As an LLM novice, can someone explain what these "your document" apps are doing? My understanding is that GPT-4 doesn't support fine-tuning, and 50MB is too large to add to the prompt (which would be too expensive anyway).
Hey! I'm the developer of Unriddle - it works using text embeddings. The document is split into small chunks and each chunk is assigned a numerical representation, or "vector", of its semantic meaning and relation to the other chunks. When a user prompts this too is assigned a vector and then compared to the rest of the chunks. The similar chunks are then fed into GPT-4 along with the query, ensuring the total number of words doesn't exceed the context window limit.
It's just the GPT-4 API - the chunks are sent as part of a prompt. In that case it won't use data from all chunks but it will try to find any chunks that provide descriptions of the document. I've found with research papers, for example, it fetches parts of the introduction and abstract.
Oh so there is pre-processing to find the useful portions? What are you using for the pre-processing?
I feel that it's inevitable that OpenAI et al. will be able to handle large PDF documents eventually. But until then I'm sure there's a lot of value of in this kind of pre-processing/chunking.
Yeah I think you're right - the 32k context window for GPT-4 (not available for everyone yet) is already enough for research papers. I'm using a library called Langchain, there's also LlamaIndex.
Vectorisation is done via OpenAI's embedding API. And the chunking/querying is happens through the Langchain library.
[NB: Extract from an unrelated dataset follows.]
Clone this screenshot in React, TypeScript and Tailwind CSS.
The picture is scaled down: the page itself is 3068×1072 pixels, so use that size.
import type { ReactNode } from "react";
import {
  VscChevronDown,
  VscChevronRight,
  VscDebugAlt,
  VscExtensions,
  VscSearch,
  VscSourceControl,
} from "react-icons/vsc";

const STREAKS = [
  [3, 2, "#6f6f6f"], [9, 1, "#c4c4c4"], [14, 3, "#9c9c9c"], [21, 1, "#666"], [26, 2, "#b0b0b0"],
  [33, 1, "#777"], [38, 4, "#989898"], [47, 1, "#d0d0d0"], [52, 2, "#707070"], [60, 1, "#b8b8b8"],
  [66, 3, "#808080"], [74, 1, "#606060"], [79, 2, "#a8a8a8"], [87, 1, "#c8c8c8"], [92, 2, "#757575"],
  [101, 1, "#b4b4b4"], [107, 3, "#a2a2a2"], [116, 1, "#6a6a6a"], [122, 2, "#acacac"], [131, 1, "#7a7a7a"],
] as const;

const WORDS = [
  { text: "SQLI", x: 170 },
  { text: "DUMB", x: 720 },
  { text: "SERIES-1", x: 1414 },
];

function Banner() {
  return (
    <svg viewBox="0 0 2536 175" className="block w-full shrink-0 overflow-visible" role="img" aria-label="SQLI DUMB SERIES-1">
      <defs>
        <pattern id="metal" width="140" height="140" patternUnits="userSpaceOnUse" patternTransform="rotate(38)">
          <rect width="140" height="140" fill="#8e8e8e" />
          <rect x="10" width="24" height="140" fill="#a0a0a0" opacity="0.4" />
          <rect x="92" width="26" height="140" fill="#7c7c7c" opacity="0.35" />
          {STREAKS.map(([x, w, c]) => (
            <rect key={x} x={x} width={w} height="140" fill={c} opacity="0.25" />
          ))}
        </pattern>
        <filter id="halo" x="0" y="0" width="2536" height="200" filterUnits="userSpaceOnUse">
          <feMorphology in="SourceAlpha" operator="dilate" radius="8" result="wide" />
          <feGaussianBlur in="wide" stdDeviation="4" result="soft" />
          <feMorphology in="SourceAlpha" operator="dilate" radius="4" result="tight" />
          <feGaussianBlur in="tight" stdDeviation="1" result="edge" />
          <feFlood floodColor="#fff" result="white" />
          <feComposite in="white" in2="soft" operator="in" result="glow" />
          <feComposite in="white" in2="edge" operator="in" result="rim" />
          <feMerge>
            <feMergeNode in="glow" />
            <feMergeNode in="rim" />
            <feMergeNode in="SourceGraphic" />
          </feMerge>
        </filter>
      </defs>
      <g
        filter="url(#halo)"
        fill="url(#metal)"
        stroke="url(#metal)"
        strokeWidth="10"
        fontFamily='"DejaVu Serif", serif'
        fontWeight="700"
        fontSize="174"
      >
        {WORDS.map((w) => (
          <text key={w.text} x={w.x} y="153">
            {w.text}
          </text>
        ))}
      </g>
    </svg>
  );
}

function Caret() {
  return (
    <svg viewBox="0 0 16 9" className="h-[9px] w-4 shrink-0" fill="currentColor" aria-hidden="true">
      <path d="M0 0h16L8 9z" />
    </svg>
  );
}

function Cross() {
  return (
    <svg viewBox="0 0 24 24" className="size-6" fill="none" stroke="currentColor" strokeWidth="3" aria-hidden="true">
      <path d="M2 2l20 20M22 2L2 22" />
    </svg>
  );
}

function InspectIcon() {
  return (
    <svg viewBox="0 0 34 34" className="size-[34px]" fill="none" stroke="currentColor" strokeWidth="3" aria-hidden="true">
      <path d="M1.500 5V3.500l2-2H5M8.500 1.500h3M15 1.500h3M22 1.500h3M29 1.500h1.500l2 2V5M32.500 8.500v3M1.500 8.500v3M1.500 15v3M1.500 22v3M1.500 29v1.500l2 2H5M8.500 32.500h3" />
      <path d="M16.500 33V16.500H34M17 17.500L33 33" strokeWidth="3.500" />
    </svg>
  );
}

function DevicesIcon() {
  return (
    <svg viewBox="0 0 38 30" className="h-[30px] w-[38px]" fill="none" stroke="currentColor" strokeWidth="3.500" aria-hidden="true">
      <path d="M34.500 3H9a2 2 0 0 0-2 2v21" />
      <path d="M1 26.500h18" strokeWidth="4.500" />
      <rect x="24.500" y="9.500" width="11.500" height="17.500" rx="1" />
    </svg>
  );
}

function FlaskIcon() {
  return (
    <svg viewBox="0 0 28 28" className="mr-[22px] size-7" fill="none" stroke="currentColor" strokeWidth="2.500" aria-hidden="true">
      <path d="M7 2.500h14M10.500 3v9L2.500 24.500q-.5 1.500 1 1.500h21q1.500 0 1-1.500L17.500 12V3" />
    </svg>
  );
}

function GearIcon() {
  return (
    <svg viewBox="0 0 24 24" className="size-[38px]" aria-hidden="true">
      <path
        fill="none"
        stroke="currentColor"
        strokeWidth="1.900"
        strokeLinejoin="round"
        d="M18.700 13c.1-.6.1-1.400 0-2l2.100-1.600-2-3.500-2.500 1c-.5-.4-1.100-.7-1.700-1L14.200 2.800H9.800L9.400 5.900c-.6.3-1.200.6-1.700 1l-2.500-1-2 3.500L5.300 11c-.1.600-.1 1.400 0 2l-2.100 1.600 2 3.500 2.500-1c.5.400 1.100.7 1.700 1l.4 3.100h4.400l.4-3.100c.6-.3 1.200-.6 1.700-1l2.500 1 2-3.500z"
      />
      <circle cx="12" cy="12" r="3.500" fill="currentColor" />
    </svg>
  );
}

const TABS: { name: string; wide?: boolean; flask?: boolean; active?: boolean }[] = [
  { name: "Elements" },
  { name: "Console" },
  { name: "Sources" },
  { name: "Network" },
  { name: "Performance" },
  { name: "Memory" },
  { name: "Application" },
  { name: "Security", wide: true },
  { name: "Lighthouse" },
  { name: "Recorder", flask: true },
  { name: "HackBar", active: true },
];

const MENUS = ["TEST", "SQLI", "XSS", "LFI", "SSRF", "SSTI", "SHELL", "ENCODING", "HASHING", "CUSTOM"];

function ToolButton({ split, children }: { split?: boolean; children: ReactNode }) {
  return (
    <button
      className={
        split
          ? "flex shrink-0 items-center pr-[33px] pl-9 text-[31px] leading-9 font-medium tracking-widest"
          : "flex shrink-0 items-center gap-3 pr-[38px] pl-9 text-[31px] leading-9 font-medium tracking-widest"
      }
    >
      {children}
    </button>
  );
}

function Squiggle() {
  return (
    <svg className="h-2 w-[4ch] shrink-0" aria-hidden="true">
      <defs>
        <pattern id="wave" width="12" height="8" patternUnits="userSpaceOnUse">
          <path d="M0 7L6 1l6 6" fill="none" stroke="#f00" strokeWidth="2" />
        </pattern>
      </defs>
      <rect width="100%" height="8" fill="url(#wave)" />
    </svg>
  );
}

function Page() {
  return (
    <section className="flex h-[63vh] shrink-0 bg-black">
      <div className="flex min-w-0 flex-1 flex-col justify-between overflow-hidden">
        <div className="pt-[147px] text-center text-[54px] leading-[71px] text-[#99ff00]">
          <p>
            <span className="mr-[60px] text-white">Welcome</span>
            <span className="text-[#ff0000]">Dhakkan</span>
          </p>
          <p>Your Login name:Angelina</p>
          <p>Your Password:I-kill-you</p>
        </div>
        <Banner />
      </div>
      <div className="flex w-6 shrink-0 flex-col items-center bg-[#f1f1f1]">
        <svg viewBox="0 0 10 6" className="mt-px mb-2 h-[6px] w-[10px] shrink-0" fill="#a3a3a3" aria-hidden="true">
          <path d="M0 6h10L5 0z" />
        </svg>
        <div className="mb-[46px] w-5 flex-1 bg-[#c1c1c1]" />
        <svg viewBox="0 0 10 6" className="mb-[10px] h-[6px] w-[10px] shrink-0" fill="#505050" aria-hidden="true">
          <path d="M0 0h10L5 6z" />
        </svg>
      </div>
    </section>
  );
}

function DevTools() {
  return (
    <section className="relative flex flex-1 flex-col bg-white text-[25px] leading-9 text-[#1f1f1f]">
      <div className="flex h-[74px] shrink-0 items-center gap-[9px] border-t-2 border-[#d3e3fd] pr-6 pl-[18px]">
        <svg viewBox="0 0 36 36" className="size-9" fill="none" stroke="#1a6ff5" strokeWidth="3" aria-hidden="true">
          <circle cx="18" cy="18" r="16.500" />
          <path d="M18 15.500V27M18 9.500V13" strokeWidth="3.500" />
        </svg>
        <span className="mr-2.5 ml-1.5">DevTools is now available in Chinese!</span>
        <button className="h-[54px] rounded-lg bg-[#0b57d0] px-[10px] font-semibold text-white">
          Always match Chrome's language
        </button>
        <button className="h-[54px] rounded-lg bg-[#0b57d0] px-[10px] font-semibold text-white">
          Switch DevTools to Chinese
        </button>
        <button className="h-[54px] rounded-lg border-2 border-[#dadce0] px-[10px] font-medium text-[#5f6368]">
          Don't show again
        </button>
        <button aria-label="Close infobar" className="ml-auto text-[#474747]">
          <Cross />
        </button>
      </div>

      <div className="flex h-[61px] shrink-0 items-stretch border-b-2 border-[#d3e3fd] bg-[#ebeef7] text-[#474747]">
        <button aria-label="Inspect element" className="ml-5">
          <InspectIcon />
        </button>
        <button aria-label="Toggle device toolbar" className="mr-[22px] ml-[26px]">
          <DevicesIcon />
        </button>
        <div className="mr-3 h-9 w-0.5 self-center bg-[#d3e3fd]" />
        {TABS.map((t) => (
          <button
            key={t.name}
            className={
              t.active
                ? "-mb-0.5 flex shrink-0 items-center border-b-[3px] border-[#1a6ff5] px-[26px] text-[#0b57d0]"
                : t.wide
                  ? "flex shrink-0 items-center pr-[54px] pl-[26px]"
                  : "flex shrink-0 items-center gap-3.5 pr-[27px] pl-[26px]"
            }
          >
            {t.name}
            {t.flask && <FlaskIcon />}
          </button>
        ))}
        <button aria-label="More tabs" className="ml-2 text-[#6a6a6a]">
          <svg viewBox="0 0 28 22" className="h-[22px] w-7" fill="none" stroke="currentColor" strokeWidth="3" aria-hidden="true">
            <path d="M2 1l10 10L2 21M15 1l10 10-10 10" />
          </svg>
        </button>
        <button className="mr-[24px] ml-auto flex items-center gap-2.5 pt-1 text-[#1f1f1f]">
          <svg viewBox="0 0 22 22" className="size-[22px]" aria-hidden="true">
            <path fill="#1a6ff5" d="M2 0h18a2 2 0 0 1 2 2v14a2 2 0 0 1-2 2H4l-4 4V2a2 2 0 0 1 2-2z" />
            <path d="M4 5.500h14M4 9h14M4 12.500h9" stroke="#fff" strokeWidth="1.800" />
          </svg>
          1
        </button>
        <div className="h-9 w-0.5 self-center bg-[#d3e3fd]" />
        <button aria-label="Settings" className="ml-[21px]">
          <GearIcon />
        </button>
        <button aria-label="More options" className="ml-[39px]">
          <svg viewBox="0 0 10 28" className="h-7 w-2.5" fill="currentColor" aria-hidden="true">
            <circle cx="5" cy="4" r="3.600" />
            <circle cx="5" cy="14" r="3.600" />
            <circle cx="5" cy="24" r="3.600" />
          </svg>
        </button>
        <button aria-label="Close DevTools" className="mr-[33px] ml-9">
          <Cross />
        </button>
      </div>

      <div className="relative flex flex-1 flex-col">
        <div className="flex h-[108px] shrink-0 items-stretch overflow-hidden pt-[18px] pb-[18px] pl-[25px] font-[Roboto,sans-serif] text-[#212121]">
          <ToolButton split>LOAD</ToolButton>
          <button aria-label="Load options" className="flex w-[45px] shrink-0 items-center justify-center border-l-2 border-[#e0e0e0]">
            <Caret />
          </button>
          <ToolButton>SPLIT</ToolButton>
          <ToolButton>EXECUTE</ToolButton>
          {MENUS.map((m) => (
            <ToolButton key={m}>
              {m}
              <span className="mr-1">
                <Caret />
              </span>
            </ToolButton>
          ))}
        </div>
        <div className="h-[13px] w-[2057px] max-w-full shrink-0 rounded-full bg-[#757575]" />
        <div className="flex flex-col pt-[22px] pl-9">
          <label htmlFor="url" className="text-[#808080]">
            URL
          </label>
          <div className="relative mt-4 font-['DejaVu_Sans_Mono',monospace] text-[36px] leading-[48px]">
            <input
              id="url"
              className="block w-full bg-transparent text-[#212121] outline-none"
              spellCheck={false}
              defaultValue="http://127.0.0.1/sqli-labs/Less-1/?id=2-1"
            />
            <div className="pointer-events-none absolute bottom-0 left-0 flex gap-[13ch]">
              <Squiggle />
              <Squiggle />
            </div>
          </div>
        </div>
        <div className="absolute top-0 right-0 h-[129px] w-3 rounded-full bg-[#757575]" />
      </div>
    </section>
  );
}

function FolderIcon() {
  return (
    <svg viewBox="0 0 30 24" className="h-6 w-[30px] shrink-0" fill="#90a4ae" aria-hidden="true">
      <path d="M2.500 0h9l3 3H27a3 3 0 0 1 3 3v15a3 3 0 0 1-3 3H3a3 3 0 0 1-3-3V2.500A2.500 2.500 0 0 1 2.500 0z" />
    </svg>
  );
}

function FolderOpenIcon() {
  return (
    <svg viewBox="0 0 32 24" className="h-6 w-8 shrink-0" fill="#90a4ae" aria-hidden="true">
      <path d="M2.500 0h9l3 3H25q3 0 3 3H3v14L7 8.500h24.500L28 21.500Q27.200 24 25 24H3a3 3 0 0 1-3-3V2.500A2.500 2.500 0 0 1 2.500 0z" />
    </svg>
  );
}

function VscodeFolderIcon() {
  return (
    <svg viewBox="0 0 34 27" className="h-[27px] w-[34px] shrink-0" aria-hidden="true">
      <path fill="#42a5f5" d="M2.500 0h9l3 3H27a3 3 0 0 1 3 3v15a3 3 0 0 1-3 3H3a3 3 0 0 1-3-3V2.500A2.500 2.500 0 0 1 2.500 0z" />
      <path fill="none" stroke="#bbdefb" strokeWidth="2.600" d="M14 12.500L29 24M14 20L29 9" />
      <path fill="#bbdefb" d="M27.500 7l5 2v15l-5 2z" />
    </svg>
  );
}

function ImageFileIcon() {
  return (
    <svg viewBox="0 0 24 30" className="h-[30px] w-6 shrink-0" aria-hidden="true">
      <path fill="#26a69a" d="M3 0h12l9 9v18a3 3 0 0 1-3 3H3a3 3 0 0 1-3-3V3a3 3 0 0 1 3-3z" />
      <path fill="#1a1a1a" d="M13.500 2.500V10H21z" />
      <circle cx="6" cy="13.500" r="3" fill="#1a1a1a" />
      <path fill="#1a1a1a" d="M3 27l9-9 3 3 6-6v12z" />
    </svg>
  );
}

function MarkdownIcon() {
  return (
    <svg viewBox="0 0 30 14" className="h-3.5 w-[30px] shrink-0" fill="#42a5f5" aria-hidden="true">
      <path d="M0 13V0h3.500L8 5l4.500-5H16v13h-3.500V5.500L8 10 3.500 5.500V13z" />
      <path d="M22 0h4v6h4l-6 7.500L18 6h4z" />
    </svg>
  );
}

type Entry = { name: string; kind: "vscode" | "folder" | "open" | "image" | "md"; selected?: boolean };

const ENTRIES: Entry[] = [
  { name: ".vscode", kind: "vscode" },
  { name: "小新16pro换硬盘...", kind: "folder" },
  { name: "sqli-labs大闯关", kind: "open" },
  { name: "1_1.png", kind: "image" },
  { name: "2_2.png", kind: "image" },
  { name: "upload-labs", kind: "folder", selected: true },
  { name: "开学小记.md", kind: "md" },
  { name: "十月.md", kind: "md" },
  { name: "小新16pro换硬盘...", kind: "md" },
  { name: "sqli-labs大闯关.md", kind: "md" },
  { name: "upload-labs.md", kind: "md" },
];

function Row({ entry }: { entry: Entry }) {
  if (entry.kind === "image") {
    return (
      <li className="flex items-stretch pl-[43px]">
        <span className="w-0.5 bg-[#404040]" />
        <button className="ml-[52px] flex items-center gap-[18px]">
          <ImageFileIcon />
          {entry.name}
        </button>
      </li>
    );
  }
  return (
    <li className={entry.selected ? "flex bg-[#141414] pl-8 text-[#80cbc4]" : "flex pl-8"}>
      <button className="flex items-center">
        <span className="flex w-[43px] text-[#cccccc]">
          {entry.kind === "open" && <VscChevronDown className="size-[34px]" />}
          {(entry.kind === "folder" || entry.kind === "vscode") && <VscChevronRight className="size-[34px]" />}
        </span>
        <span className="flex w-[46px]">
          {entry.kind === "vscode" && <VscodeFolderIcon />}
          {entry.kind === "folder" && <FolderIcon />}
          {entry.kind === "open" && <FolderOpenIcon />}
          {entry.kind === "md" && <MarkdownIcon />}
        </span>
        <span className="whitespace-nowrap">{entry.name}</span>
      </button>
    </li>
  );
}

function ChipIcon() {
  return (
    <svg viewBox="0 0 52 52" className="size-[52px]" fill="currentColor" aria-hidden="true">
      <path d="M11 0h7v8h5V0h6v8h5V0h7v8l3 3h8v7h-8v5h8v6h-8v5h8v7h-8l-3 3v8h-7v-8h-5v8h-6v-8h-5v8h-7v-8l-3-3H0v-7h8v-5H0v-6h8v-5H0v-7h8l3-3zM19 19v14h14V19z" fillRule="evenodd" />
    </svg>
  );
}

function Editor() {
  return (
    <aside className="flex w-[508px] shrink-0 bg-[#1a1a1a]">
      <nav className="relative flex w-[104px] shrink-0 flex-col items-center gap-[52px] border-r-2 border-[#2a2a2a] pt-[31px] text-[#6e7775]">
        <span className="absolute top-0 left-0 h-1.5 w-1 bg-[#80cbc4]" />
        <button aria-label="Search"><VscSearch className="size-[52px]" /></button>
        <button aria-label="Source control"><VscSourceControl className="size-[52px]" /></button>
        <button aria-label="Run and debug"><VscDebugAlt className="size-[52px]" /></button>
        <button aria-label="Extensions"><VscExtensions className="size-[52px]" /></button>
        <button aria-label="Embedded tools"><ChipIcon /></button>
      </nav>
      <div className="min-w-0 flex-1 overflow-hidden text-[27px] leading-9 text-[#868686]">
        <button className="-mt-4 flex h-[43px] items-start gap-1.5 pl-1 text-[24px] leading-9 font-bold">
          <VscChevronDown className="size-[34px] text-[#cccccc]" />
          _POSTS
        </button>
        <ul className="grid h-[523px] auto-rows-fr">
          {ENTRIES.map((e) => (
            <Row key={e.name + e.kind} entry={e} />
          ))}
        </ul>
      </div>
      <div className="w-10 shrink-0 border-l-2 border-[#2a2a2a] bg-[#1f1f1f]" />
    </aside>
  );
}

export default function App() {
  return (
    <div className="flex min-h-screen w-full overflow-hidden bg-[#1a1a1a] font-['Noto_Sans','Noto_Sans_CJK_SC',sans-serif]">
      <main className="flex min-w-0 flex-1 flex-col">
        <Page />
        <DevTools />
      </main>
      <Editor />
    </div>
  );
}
But there are a few different ways of doing it - another good library is LLamaIndex.
Thanks a lot! Do you _have_ to do vectorization and querying with the same LLM? Can someone do vectorization with 1 and do querying with reevant chunks with another?
Simply speaking - They chunk the document (make it smaller so that it can be sent to gpt) and then vectorize it (change it to numbers / vector array). From there that is stored in a vector store - now, when you query you first query your vector store for the context (part of the 50MB file) and then send the context along with the question to GPT.
You are right GPT-4 doesn't support fine-tuning but, I think (in general) people might be misunderstanding what fine-tuning does.
Good explanation. Thanks! Can the first part, i.e. vectorizing and finding relevant chunks be done with any LLM (e.g. a self hosted one) and the second part, i.e. querying relevant chunks be done with OpenAI?